▶ _WRITTEN PROBLEM_:
Exactly retype the lines from the top of the data through the line containing "dialog ---------- */", leaving out every picture.

□ □ □ □ □ □ □

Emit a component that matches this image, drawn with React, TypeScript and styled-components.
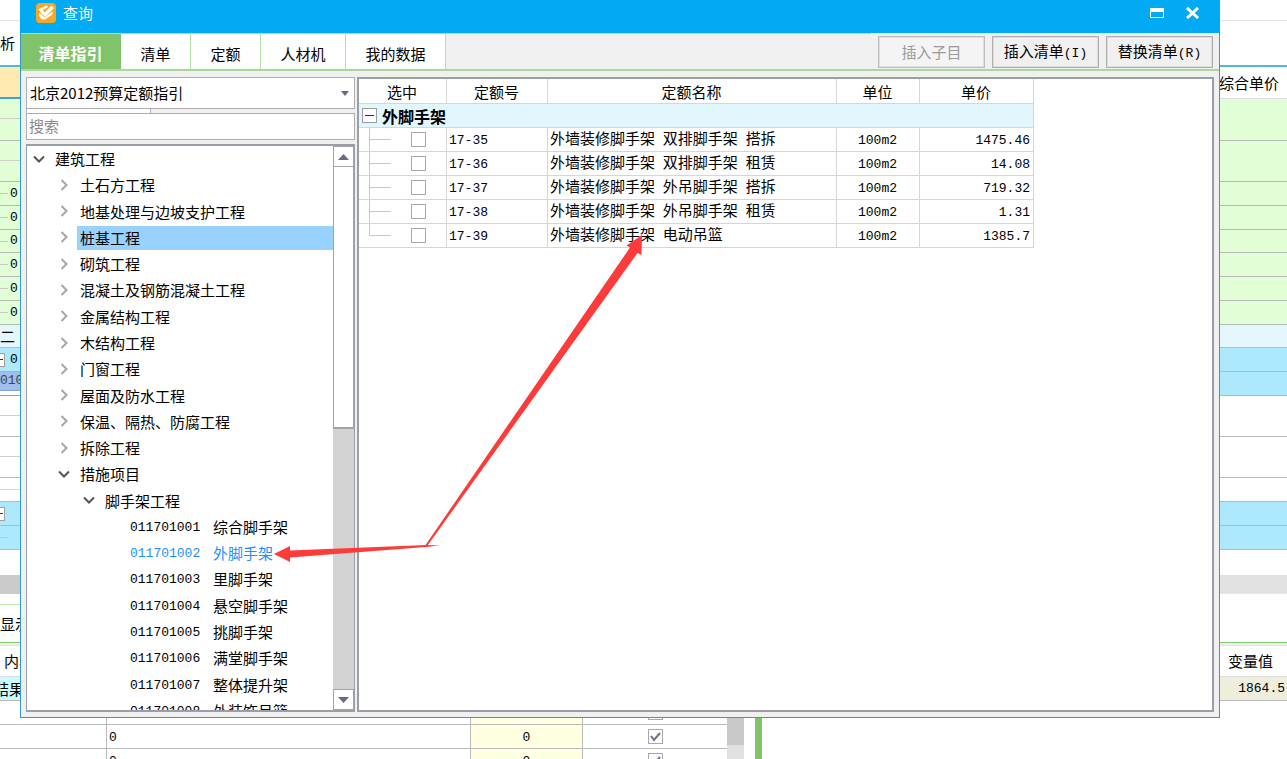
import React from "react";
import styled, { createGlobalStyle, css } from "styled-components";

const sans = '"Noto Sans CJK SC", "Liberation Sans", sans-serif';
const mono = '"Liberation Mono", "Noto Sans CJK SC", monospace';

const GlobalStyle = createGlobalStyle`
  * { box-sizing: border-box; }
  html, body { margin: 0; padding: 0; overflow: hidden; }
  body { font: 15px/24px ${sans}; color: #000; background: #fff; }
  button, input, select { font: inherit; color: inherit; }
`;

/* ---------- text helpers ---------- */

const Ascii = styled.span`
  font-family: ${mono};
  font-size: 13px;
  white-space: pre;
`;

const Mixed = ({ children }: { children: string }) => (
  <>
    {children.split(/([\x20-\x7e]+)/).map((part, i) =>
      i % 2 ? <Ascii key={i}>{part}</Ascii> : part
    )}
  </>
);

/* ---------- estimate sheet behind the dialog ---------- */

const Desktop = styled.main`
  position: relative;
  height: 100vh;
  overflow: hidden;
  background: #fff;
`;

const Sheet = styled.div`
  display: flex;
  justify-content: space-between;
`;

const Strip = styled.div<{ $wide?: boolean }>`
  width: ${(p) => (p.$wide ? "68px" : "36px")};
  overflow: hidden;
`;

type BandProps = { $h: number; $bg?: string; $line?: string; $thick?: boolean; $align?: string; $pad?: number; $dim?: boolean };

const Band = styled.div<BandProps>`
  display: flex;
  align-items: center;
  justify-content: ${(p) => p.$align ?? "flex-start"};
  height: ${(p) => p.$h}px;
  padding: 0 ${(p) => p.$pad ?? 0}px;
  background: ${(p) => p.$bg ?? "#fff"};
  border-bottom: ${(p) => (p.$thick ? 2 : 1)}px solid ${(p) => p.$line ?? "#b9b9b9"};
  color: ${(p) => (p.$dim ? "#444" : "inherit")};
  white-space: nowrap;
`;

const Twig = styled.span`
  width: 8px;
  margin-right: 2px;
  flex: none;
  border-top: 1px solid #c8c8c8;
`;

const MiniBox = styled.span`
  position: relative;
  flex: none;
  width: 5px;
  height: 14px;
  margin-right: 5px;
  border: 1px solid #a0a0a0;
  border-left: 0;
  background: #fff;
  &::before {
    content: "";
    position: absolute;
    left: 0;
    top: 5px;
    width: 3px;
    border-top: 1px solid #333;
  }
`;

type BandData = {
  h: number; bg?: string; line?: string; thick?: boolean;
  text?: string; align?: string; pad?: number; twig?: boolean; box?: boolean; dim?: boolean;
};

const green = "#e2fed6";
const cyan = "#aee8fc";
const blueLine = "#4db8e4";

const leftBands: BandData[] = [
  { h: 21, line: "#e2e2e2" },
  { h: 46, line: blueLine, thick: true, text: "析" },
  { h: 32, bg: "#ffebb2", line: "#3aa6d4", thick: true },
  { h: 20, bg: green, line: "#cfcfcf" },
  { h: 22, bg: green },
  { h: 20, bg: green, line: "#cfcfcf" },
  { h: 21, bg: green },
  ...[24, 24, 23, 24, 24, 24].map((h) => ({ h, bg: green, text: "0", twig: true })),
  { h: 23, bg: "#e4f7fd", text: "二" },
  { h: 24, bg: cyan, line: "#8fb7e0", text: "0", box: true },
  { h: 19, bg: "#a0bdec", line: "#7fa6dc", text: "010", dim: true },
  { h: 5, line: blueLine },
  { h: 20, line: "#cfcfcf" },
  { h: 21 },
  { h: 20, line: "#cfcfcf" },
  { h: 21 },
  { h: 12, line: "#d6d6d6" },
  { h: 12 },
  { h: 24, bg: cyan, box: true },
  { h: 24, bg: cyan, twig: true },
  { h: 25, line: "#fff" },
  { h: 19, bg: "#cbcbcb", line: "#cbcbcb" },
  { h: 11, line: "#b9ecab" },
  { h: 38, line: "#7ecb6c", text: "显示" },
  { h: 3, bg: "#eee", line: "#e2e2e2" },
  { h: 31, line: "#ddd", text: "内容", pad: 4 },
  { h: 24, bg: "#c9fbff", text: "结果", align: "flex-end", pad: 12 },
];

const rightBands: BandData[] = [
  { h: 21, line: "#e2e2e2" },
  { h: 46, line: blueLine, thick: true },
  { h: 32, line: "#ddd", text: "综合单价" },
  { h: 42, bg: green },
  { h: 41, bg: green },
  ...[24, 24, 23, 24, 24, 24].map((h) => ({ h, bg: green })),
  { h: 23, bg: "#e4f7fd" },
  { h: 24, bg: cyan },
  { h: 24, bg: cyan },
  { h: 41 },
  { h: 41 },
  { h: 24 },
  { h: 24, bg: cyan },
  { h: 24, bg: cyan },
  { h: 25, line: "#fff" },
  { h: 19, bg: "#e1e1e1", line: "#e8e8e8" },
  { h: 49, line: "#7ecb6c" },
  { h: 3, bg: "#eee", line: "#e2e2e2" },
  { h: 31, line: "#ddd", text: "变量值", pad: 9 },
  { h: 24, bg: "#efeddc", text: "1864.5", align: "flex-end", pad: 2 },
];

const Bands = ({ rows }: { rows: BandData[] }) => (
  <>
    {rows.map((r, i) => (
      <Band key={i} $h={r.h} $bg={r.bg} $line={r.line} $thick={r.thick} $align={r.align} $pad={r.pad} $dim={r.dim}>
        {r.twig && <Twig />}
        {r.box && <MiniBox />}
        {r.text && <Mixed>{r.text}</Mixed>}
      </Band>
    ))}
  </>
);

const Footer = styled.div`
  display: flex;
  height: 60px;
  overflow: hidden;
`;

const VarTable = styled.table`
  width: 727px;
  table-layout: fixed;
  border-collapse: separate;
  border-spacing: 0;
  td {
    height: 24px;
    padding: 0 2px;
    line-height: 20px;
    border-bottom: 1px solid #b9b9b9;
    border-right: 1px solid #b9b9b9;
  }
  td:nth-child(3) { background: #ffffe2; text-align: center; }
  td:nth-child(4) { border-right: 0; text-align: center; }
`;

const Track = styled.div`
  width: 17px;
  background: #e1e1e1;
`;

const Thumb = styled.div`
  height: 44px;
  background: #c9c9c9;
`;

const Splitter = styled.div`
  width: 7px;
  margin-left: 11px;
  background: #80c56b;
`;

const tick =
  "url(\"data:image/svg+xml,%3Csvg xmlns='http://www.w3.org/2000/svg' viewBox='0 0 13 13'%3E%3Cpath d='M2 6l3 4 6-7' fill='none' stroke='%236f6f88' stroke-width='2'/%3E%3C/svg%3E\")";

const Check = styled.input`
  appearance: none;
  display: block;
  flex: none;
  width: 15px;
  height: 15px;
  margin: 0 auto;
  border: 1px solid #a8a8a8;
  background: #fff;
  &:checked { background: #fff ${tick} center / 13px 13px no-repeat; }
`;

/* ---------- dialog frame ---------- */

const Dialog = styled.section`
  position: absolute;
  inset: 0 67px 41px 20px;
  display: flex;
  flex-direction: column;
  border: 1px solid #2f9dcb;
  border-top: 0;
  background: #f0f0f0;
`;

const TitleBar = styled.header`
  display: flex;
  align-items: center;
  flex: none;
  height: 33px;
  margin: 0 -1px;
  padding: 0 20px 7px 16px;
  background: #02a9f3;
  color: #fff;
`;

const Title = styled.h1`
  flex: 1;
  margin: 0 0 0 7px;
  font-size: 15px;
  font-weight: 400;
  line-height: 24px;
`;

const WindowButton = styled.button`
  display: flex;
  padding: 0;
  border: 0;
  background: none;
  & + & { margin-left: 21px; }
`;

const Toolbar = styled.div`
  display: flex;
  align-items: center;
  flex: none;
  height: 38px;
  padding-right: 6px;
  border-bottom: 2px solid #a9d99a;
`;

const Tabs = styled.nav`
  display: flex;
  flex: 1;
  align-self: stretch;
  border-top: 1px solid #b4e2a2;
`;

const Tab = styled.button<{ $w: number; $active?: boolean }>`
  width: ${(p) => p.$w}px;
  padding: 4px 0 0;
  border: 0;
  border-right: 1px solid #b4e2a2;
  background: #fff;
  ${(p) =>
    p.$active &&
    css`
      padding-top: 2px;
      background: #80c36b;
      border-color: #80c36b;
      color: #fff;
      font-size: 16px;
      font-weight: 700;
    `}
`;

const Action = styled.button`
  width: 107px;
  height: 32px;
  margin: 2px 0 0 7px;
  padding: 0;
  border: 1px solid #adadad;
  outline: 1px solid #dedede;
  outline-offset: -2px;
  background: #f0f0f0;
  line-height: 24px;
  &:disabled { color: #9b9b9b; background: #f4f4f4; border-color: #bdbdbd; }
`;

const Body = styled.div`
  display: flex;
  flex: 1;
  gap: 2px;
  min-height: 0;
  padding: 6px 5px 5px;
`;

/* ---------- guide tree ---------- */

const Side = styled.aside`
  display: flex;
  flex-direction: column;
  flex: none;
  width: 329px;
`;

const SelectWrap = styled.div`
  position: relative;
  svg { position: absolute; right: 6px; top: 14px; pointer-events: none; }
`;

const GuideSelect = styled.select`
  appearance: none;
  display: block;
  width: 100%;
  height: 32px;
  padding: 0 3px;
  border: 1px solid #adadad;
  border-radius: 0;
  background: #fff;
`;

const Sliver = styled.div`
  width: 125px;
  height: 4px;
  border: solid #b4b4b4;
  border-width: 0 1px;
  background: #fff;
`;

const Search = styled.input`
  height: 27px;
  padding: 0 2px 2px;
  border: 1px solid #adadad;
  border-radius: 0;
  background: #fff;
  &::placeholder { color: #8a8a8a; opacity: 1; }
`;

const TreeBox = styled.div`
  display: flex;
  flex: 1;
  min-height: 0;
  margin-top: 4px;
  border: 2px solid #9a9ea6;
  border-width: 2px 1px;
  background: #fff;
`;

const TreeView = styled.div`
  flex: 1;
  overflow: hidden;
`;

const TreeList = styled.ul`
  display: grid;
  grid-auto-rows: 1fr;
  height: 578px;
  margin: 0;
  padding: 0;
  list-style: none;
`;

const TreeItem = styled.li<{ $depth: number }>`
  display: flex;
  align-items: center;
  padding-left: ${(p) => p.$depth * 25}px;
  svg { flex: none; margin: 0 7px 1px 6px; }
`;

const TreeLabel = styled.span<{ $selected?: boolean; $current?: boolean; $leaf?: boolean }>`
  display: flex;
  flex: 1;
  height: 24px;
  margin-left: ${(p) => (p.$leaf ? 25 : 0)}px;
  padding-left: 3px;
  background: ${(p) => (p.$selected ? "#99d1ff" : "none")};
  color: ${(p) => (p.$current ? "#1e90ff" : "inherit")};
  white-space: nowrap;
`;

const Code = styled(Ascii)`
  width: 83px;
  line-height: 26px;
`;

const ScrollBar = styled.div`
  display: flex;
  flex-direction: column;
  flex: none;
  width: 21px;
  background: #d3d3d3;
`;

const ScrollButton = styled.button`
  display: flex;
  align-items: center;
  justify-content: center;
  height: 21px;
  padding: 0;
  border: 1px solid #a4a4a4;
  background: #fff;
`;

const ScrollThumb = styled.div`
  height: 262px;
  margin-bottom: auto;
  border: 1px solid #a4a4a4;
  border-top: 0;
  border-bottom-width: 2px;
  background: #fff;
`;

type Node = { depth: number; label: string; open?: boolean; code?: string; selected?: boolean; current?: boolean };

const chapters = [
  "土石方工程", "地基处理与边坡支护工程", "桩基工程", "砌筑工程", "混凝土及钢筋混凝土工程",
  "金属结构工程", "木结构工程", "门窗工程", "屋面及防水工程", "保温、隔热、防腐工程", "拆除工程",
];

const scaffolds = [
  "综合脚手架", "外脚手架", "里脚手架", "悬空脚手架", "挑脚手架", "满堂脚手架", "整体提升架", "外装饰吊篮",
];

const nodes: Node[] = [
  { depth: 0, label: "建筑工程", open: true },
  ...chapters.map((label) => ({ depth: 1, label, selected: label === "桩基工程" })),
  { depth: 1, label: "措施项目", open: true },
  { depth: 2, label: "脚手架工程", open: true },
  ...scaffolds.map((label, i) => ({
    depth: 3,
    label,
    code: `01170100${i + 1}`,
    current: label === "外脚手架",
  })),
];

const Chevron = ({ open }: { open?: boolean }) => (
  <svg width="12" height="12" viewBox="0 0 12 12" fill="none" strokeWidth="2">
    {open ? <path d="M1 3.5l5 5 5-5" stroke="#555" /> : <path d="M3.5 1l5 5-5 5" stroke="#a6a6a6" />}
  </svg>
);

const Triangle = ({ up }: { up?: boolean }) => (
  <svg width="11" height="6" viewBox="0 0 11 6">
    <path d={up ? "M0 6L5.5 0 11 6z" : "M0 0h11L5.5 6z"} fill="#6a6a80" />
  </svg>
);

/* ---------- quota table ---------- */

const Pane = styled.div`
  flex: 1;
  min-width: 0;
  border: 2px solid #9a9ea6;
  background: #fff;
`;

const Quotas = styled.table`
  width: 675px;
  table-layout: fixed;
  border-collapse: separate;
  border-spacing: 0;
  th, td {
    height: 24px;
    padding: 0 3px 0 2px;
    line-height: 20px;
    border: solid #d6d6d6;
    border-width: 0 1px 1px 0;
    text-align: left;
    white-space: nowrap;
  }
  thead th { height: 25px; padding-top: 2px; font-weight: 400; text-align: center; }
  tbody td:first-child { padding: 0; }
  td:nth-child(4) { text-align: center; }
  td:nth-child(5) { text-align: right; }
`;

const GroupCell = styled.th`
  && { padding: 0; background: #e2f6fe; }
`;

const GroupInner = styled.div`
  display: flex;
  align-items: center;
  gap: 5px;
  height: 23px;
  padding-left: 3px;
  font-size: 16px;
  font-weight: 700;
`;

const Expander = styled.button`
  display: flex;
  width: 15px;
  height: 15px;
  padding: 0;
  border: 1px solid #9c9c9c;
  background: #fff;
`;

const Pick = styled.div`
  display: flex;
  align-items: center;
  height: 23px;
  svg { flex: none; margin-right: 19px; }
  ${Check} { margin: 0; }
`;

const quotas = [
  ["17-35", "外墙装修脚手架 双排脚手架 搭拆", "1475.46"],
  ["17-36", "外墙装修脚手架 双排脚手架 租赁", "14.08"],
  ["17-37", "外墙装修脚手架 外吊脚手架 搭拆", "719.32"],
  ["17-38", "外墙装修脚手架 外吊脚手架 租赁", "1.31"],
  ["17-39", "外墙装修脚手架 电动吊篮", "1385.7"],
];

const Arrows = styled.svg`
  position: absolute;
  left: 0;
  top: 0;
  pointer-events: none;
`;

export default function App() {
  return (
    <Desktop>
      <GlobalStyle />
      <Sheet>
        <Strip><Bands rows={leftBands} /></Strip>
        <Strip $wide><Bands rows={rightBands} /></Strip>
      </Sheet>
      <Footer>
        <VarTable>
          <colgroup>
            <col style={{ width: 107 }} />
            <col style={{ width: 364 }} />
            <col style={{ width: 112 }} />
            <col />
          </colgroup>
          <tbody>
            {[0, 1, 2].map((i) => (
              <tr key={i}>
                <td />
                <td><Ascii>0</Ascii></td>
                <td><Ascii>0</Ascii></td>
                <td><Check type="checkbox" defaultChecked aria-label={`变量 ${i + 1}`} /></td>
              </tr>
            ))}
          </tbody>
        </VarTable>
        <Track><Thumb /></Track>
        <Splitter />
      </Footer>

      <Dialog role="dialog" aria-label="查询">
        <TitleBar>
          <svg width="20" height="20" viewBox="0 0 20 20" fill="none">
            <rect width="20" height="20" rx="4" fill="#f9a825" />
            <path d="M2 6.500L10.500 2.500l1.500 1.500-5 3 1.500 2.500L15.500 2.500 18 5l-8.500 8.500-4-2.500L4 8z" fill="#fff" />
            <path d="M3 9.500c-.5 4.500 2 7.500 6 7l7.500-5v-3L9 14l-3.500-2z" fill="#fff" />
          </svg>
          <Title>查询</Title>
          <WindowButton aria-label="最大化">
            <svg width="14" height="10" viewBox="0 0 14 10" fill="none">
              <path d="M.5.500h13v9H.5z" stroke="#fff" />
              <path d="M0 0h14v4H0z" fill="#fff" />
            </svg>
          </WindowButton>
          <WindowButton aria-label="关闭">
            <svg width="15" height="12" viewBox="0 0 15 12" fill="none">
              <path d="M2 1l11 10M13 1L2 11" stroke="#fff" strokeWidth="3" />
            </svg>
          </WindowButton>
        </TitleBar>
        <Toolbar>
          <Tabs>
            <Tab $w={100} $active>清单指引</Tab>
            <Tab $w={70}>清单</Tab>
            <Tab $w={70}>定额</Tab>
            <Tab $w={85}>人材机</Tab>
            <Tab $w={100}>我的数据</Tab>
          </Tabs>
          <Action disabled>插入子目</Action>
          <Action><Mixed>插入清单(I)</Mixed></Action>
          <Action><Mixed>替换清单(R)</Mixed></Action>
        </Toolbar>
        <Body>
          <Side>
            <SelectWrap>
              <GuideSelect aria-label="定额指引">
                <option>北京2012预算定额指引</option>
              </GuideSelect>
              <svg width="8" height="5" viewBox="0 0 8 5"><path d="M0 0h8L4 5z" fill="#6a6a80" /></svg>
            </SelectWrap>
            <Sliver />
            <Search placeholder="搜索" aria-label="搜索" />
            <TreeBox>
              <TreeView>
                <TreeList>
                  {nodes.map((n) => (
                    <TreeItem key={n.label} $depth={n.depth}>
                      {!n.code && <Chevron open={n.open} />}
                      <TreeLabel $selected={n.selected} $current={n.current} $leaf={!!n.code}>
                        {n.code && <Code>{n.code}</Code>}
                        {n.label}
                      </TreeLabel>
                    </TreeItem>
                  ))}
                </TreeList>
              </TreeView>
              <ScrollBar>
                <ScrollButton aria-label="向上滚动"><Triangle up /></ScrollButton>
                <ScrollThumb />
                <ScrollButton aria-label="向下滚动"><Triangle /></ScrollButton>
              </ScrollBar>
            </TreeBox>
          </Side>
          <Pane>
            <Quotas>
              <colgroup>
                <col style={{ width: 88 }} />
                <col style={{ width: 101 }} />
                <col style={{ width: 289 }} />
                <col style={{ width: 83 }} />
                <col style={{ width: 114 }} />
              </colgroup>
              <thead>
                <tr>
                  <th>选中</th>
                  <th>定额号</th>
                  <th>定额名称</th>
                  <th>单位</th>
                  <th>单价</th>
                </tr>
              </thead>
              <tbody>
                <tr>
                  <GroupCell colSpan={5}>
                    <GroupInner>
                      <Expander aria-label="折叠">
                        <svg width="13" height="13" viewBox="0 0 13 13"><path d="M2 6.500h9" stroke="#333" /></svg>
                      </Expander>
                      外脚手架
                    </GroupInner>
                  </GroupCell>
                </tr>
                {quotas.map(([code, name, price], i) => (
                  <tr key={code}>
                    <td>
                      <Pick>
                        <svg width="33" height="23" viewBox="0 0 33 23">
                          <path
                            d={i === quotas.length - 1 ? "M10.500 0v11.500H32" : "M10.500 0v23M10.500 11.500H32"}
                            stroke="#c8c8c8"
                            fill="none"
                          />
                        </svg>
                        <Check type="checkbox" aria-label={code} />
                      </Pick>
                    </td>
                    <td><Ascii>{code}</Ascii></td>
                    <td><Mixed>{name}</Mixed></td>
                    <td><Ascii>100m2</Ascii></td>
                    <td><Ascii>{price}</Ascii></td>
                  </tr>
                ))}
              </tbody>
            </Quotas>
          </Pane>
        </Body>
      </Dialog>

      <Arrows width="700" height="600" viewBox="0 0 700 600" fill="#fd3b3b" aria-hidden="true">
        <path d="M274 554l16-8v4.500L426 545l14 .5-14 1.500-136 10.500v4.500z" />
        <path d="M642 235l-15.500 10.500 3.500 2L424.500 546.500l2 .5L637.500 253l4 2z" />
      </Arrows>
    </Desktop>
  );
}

□ □ □ □ □ □ □

▶ _COMPLETE OUTPUT_:
Emit a component that matches this image, drawn with React, TypeScript and styled-components.
import React from "react";
import styled, { createGlobalStyle, css } from "styled-components";

const sans = '"Noto Sans CJK SC", "Liberation Sans", sans-serif';
const mono = '"Liberation Mono", "Noto Sans CJK SC", monospace';

const GlobalStyle = createGlobalStyle`
  * { box-sizing: border-box; }
  html, body { margin: 0; padding: 0; overflow: hidden; }
  body { font: 15px/24px ${sans}; color: #000; background: #fff; }
  button, input, select { font: inherit; color: inherit; }
`;

/* ---------- text helpers ---------- */

const Ascii = styled.span`
  font-family: ${mono};
  font-size: 13px;
  white-space: pre;
`;

const Mixed = ({ children }: { children: string }) => (
  <>
    {children.split(/([\x20-\x7e]+)/).map((part, i) =>
      i % 2 ? <Ascii key={i}>{part}</Ascii> : part
    )}
  </>
);

/* ---------- estimate sheet behind the dialog ---------- */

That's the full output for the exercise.